El severo, adusto, barbudo, cejijunto, intimidante Johannes Brahms, tenía gestos que desnudaban su verdad íntima y oculta. Su ama de llaves lo sorprendió una vez sentado al lado de la ventana que daba al jardín de su casa: dejaba colgar su luenga barba fuera de los postigos, y ponía en ella migajitas de pan, para ver con inexpresable regocijo a los pajarillos posarse sobre ella y picotearla durante horas. Era un gran admirador de Johann Strauss, el rey del vals vienés. Una vez escribió sobre el abanico de la nuera de Strauss algunas notas del “Danubio Azul”, y añadió: “¡Qué lástima que esto no lo haya compuesto Johannes Brahms!” También adoraba la ópera Carmen, de Bizet. En cierta ocasión le dirigió una carta a Simrock, el editor de la obra, y le pidió: “Mándame por favor una copia de Carmen: es la pieza que más me gusta de tu catálogo”. ¡Pues entérense ustedes de que en el catálogo de Simrock figuraba la obra entera de Brahms!
No son meras anécdotas, son gestos que desnudan, exponen, revelan un alma.

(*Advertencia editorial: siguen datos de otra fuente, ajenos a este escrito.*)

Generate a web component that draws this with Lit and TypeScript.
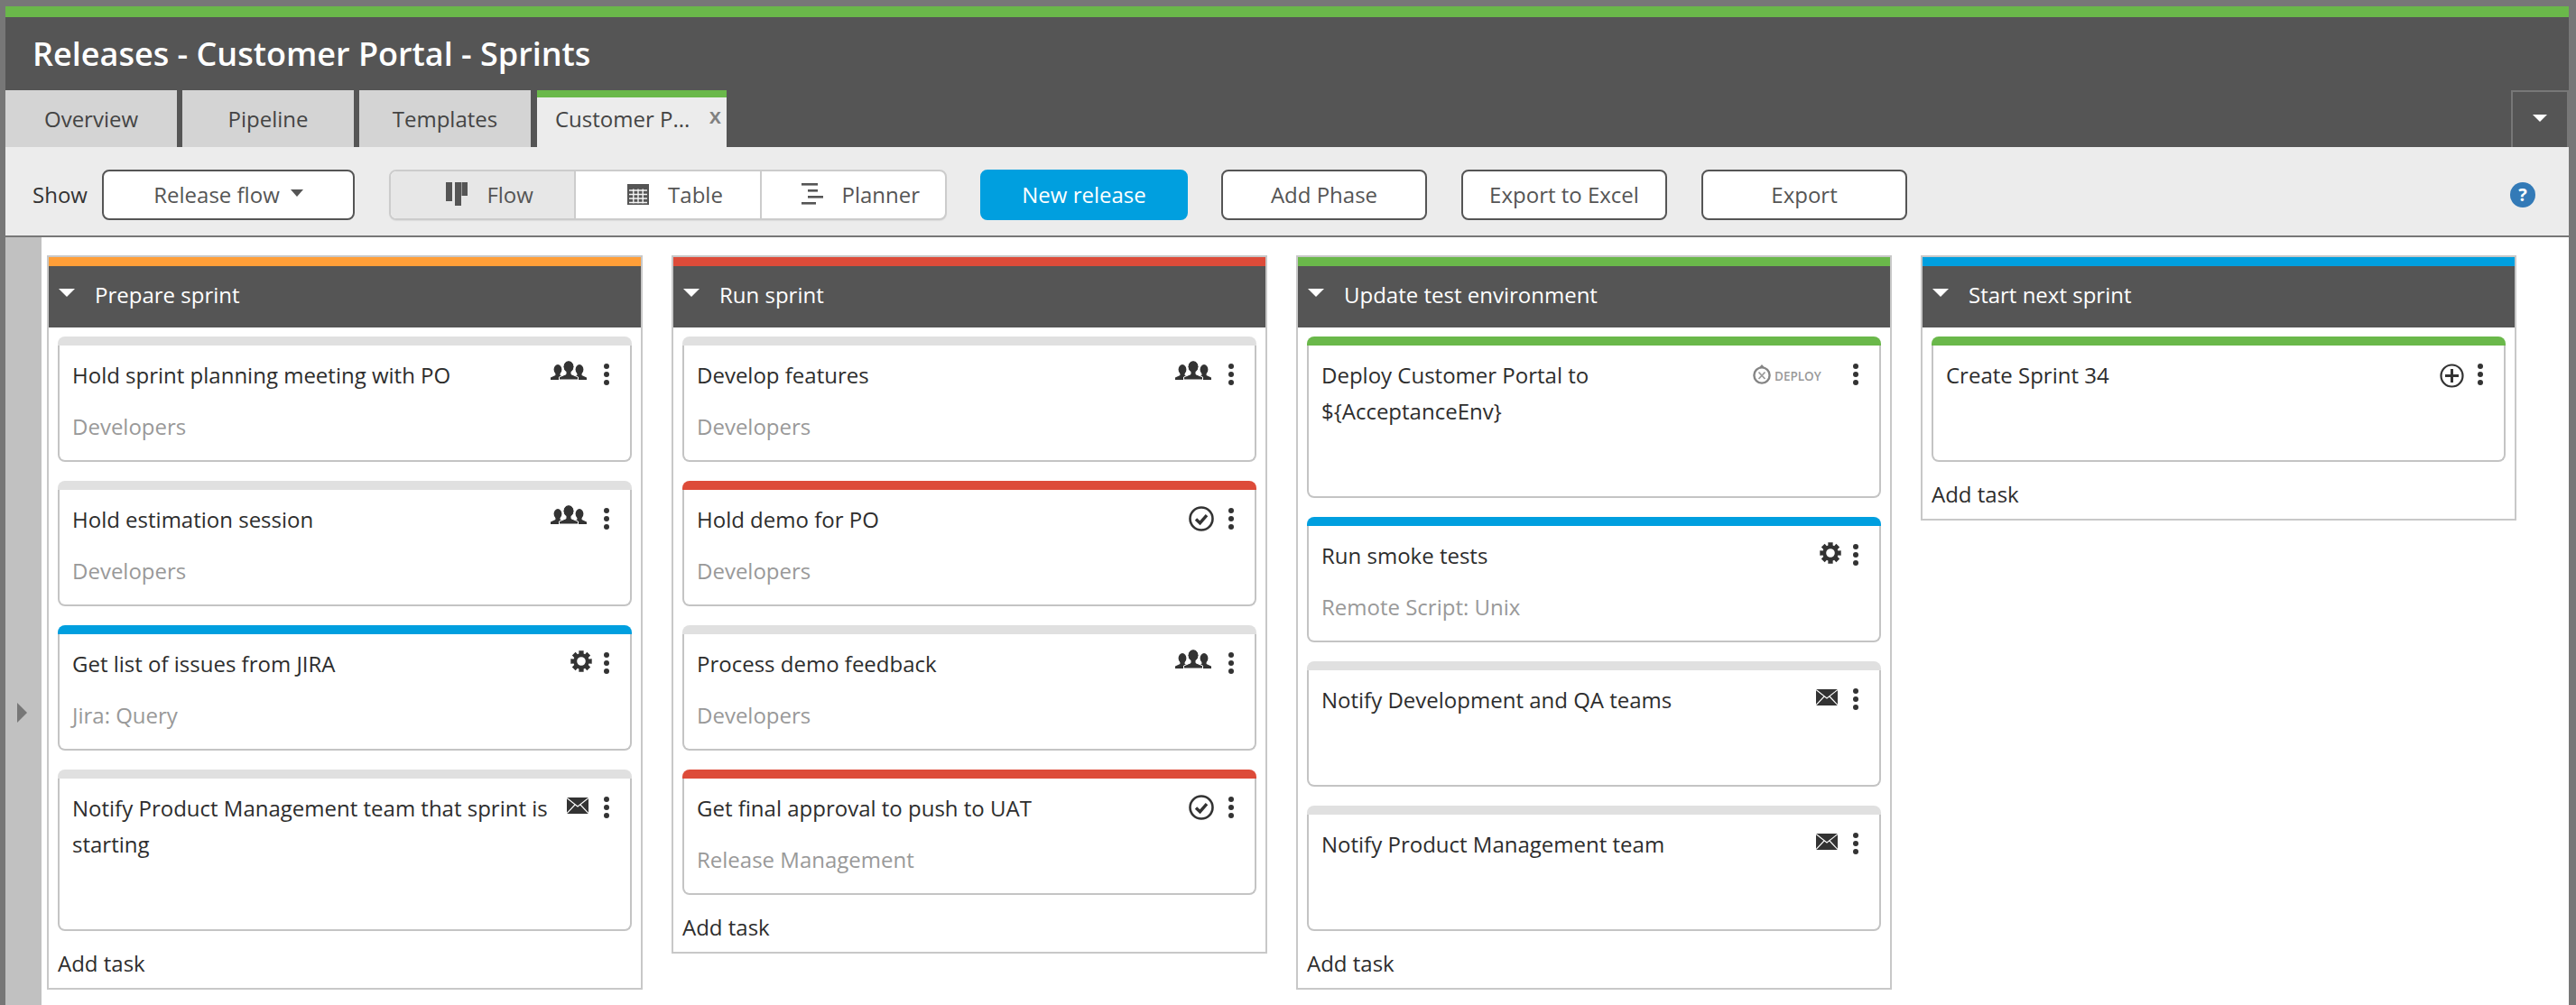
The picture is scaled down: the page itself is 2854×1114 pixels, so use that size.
import { LitElement, html, css } from "lit";
import { customElement } from "lit/decorators.js";

type Icon = "people" | "check" | "gear" | "mail" | "deploy" | "plus";
interface Task { title: string; sub?: string; color?: string; icon: Icon; tall?: boolean; }
interface Phase { name: string; color: string; tasks: Task[]; }

const BLUE = "#009fdf", RED = "#dd4b39", GREEN = "#6ab84a", ORANGE = "#ff9e38";

const phases: Phase[] = [
  { name: "Prepare sprint", color: ORANGE, tasks: [
    { title: "Hold sprint planning meeting with PO", sub: "Developers", icon: "people" },
    { title: "Hold estimation session", sub: "Developers", icon: "people" },
    { title: "Get list of issues from JIRA", sub: "Jira: Query", icon: "gear", color: BLUE },
    { title: "Notify Product Management team that sprint is starting", icon: "mail", tall: true },
  ]},
  { name: "Run sprint", color: RED, tasks: [
    { title: "Develop features", sub: "Developers", icon: "people" },
    { title: "Hold demo for PO", sub: "Developers", icon: "check", color: RED },
    { title: "Process demo feedback", sub: "Developers", icon: "people" },
    { title: "Get final approval to push to UAT", sub: "Release Management", icon: "check", color: RED },
  ]},
  { name: "Update test environment", color: GREEN, tasks: [
    { title: "Deploy Customer Portal to ${AcceptanceEnv}", icon: "deploy", color: GREEN, tall: true },
    { title: "Run smoke tests", sub: "Remote Script: Unix", icon: "gear", color: BLUE },
    { title: "Notify Development and QA teams", icon: "mail" },
    { title: "Notify Product Management team", icon: "mail" },
  ]},
  { name: "Start next sprint", color: BLUE, tasks: [
    { title: "Create Sprint 34", icon: "plus", color: GREEN },
  ]},
];

const gearPath = (() => {
  const c = 12, out = 12, inn = 8.8, hw = 0.3;
  let d = "";
  for (let i = 0; i < 8; i++) {
    const a = (i * Math.PI) / 4;
    const pts = [[a - hw, inn], [a - hw * 0.75, out], [a + hw * 0.75, out], [a + hw, inn]];
    pts.forEach(([t, r], j) => {
      const x = (c + r * Math.sin(t)).toFixed(2), y = (c - r * Math.cos(t)).toFixed(2);
      d += (i === 0 && j === 0 ? "M" : "L") + x + " " + y;
    });
  }
  return d + "Z M12 7.2a4.8 4.8 0 1 0 0 9.6a4.8 4.8 0 1 0 0-9.6Z";
})();

@customElement("task-icon")
class TaskIcon extends LitElement {
  static properties = { name: {} };
  name: Icon = "people";
  static styles = css`
    :host { display: block; line-height: 0; color: #333; }
    svg { display: block; }
    .logo { display: flex; align-items: center; gap: 3px; width: 76px; height: 22px; }
    .logo svg { flex: none; }
    .logo span { font-size: 13.5px; line-height: 18px; font-weight: 600; color: #999; white-space: nowrap; padding-top: 3px; }
  `;
  render() {
    switch (this.name) {
      case "people":
        return html`<svg width="40" height="21" viewBox="0 0 40 21" fill="#333">
          <ellipse cx="8" cy="9.5" rx="4.4" ry="5.4"/>
          <path d="M0 21v-2.4l5.4-2.6v-3h5.2v3l5 2.4v2.6z"/>
          <ellipse cx="32" cy="9.5" rx="4.4" ry="5.4"/>
          <path d="M40 21v-2.4l-5.4-2.6v-3h-5.2v3l-5 2.4v2.6z"/>
          <ellipse cx="20" cy="6.5" rx="5.8" ry="6.5" stroke="#fff" stroke-width="1"/>
          <path d="M9.5 21v-3l7.5-3.2v-5h6v5l7.5 3.2v3z" stroke="#fff" stroke-width="1"/>
          <ellipse cx="20" cy="6.5" rx="5.4" ry="6.2"/>
        </svg>`;
      case "check":
        return html`<svg width="28" height="28" viewBox="0 0 28 28" fill="none" stroke="#333">
          <circle cx="14" cy="14" r="12.5" stroke-width="2.6"/>
          <path d="M8 14.5l4.5 4.2 7.5-8.5" stroke-width="3.4"/>
        </svg>`;
      case "gear":
        return html`<svg width="24" height="24" viewBox="0 0 24 24" fill="#333" fill-rule="evenodd"><path d="${gearPath}"/></svg>`;
      case "mail":
        return html`<svg width="24" height="18" viewBox="0 0 24 18">
          <rect width="24" height="18" fill="#333"/>
          <path d="M0 0.5l12 9.5 12-9.5M0 17.5l9-9.5M24 17.5l-9-9.5" fill="none" stroke="#fff" stroke-width="1.1"/>
        </svg>`;
      case "plus":
        return html`<svg width="27" height="27" viewBox="0 0 27 27" fill="none" stroke="#333">
          <circle cx="13.5" cy="13.5" r="12" stroke-width="2.2"/>
          <path d="M13.5 6v15M6 13.5h15" stroke-width="3"/>
        </svg>`;
      case "deploy":
        return html`<div class="logo">
          <svg width="21" height="22" viewBox="0 0 21 22">
            <circle cx="10" cy="12" r="8.6" fill="none" stroke="#858585" stroke-width="2.4"/>
            <path d="M10 0l3.4 3.8h-6.8z" fill="#858585"/>
            <path d="M6.5 8.5l7 7.5M13.5 8.5l-7 7.5" stroke="#9a9a9a" stroke-width="1.8"/>
          </svg>
          <span>DEPLOY</span>
        </div>`;
    }
  }
}

@customElement("task-card")
class TaskCard extends LitElement {
  static properties = { task: { attribute: false } };
  task!: Task;
  static styles = css`
    :host { display: block; }
    .band { height: 10px; border-radius: 8px 8px 0 0; background: #e0e0e0; }
    .body {
      box-sizing: border-box; height: 129px; background: #fff; padding: 13px 16px 0 14px;
      border: 2px solid #c4c4c4; border-top: 0; border-radius: 0 0 8px 8px;
    }
    .tall .body { height: 169px; }
    .head { display: flex; align-items: flex-start; }
    .title { flex: 1; min-width: 0; font-size: 24px; line-height: 40px; color: #2d2d2d; }
    .icons { display: flex; align-items: flex-start; justify-content: flex-end; width: 70px; flex: none; padding-top: 5px; }
    .wide { width: 152px; }
    .i-people { margin: -1px 19px 0 0; }
    .i-mail { margin: 3px 17px 0 0; }
    .i-gear { margin: 0 13px 0 0; }
    .i-check { margin: 0 16px 0 0; }
    .i-plus { margin: 2px 15px 0 0; }
    .i-deploy { margin: 3px 35px 0 0; }
    .dots { display: flex; flex-direction: column; gap: 2.6px; padding-top: 2px; width: 6px; margin-right: 7px; flex: none; }
    .dots i { display: block; width: 6.4px; height: 6.4px; border-radius: 50%; background: #333; }
    .sub { font-size: 24px; line-height: 36px; color: #999; margin-top: 19px; }
  `;
  render() {
    const t = this.task;
    return html`<div class=${t.tall ? "tall" : ""}>
      <div class="band" style=${t.color ? `background:${t.color}` : ""}></div>
      <div class="body">
        <div class="head">
          <div class="title">${t.title}</div>
          <div class="icons ${t.icon === "deploy" ? "wide" : ""}">
            <task-icon class="i-${t.icon}" .name=${t.icon}></task-icon>
            <div class="dots"><i></i><i></i><i></i></div>
          </div>
        </div>
        ${t.sub ? html`<div class="sub">${t.sub}</div>` : ""}
      </div>
    </div>`;
  }
}

@customElement("app-root")
export class AppRoot extends LitElement {
  static styles = css`
    :host {
      display: block; width: 2854px; height: 1114px; overflow: hidden; background: #777;
      font-family: "Open Sans", sans-serif; box-sizing: border-box; padding: 7px 8px 0 6px;
    }
    * { box-sizing: border-box; }
    .frame { height: 100%; display: flex; flex-direction: column; background: #fff; }
    .top { height: 156px; flex: none; background: #555; border-top: 12px solid #6ab84a; display: flex; flex-direction: column; }
    h1 { margin: 0; height: 81px; padding: 7px 0 0 30px; font-size: 36px; line-height: 68px; font-weight: 600; color: #fff; }
    .tabs { flex: 1; display: flex; gap: 6px; align-items: stretch; }
    .tab { width: 190px; background: #d4d4d4; color: #444; font-size: 24px; display: flex; align-items: center; justify-content: center; padding-bottom: 1px; }
    .tab.active { margin-left: 1px; width: 210px; background: #ececec; border-top: 8px solid #6ab84a; justify-content: flex-start; padding: 0 0 9px 20px; position: relative; }
    .tab .x { position: absolute; right: 6px; top: 5px; font-size: 24px; font-weight: 600; line-height: 30px; color: #808080; }
    .more { margin-left: auto; width: 64px; border: 2px solid #777; border-bottom: 0; display: flex; align-items: center; justify-content: center; }
    .more::after { content: ""; border-left: 8px solid transparent; border-right: 8px solid transparent; border-top: 8px solid #fff; margin-top: -3px; }
    .bar { height: 100px; flex: none; background: #ececec; border-bottom: 2px solid #777; display: flex; align-items: center; padding: 7px 37px 0 30px; }
    .show { font-size: 24px; color: #333; width: 78px; }
    .btn { height: 56px; width: 228px; flex: none; border: 2px solid #555; border-radius: 8px; background: #fff; color: #555; font-size: 24px; display: flex; align-items: center; justify-content: center; gap: 12px; padding-bottom: 1px; }
    .btn.sel { width: 280px; margin-left: -1px; }
    .btn.sel::after { content: ""; border-left: 7px solid transparent; border-right: 7px solid transparent; border-top: 8px solid #555; margin-top: -3px; }
    .seg { display: flex; width: 618px; height: 56px; margin: 0 37px 0 38px; border: 2px solid #ccc; border-radius: 8px; background: #fff; overflow: hidden; box-shadow: 0 1px 1px #ddd; flex: none; }
    .seg div { flex: 1; display: flex; align-items: center; justify-content: center; gap: 21px; font-size: 24px; color: #555; border-left: 2px solid #ccc; padding: 0 0 1px 16px; }
    .seg div:first-child { border-left: 0; background: #e7e7e7; }
    .seg svg { flex: none; }
    .new { width: 230px; background: #009fdf; border-color: #009fdf; color: #fff; margin-right: 37px; }
    .mid { margin-right: 38px; }
    .help { margin-left: auto; }
    .main { flex: 1; min-height: 0; display: flex; }
    .side { width: 40px; flex: none; background: #c1c1c1; display: flex; align-items: center; justify-content: center; padding: 202px 3px 0 0; }
    .side::after { content: ""; border-top: 11px solid transparent; border-bottom: 11px solid transparent; border-left: 11px solid #777; }
    .board { flex: 1; display: flex; align-items: flex-start; gap: 32px; padding: 20px 0 0 6px; }
    .col { width: 660px; flex: none; border: 2px solid #c8c8c8; }
    .stripe { height: 10px; }
    .phead { height: 68px; background: #555; color: #fff; display: flex; align-items: center; font-size: 24px; padding: 0 0 6px 11px; }
    .phead::before { content: ""; border-left: 9px solid transparent; border-right: 9px solid transparent; border-top: 9px solid #fff; margin: -3px 22px 0 0; }
    .cards { display: flex; flex-direction: column; gap: 21px; padding: 10px 10px 0; }
    .add { height: 63px; font-size: 24px; color: #2d2d2d; padding: 18px 0 0 10px; line-height: 36px; }
  `;
  render() {
    return html`<div class="frame">
      <div class="top">
        <h1>Releases - Customer Portal - Sprints</h1>
        <div class="tabs">
          <div class="tab">Overview</div>
          <div class="tab">Pipeline</div>
          <div class="tab">Templates</div>
          <div class="tab active">Customer P...<span class="x">x</span></div>
          <div class="more"></div>
        </div>
      </div>
      <div class="bar">
        <span class="show">Show</span>
        <div class="btn sel">Release flow</div>
        <div class="seg">
          <div>
            <svg width="24" height="26" viewBox="0 0 24 26" fill="#555"><rect x="0" y="0" width="7" height="21"/><rect x="10" y="0" width="7" height="26"/><rect x="17.5" y="0" width="6.5" height="15"/></svg>
            Flow
          </div>
          <div>
            <svg width="24" height="23" viewBox="0 0 24 23"><rect width="24" height="23" fill="#555"/><path d="M2 7h20M2 11.5h20M2 16h20M2 20.5h20M6.8 5.5v16M12 5.5v16M17.2 5.5v16" stroke="#f4f4f4" stroke-width="1.4" fill="none"/></svg>
            Table
          </div>
          <div>
            <svg width="24" height="24" viewBox="0 0 24 24" fill="#555"><rect x="0" y="0" width="18" height="2.6"/><rect x="7" y="7" width="11" height="2.6"/><rect x="7" y="14" width="17" height="2.6"/><rect x="0" y="21" width="16" height="2.6"/></svg>
            Planner
          </div>
        </div>
        <div class="btn new">New release</div>
        <div class="btn mid">Add Phase</div>
        <div class="btn mid">Export to Excel</div>
        <div class="btn">Export</div>
        <svg class="help" width="28" height="28" viewBox="0 0 28 28">
          <circle cx="14" cy="14" r="14" fill="#337ab7"/>
          <text x="14" y="21" text-anchor="middle" font-family="'Open Sans',sans-serif" font-weight="700" font-size="20" fill="#fff">?</text>
        </svg>
      </div>
      <div class="main">
        <div class="side"></div>
        <div class="board">
          ${phases.map((p) => html`<section class="col">
            <div class="stripe" style="background:${p.color}"></div>
            <div class="phead">${p.name}</div>
            <div class="cards">
              ${p.tasks.map((t) => html`<task-card .task=${t}></task-card>`)}
            </div>
            <div class="add">Add task</div>
          </section>`)}
        </div>
      </div>
    </div>`;
  }
}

Que exhiben la madera moral de la que estos grandes creadores estaban hechos. No solo hicieron hermosa música: se propusieron a sí mismos como obras de arte y se ofrendaron al mundo. Oscar Wilde se lamentaba: “Le di mi genio a mi vida, y solo el talento a mi arte”. En los casos que venimos de evocar, el artista estetiza su vida, hace de ella su obra maestra, su magnum opus. Fueron hombres que se cincelaron a sí mismos, que se esculpieron para que su gesta humana estuviese a la misma altura de la inmensa belleza que nos legaron. Por eso les rindo hoy homenaje, y beso sus manos.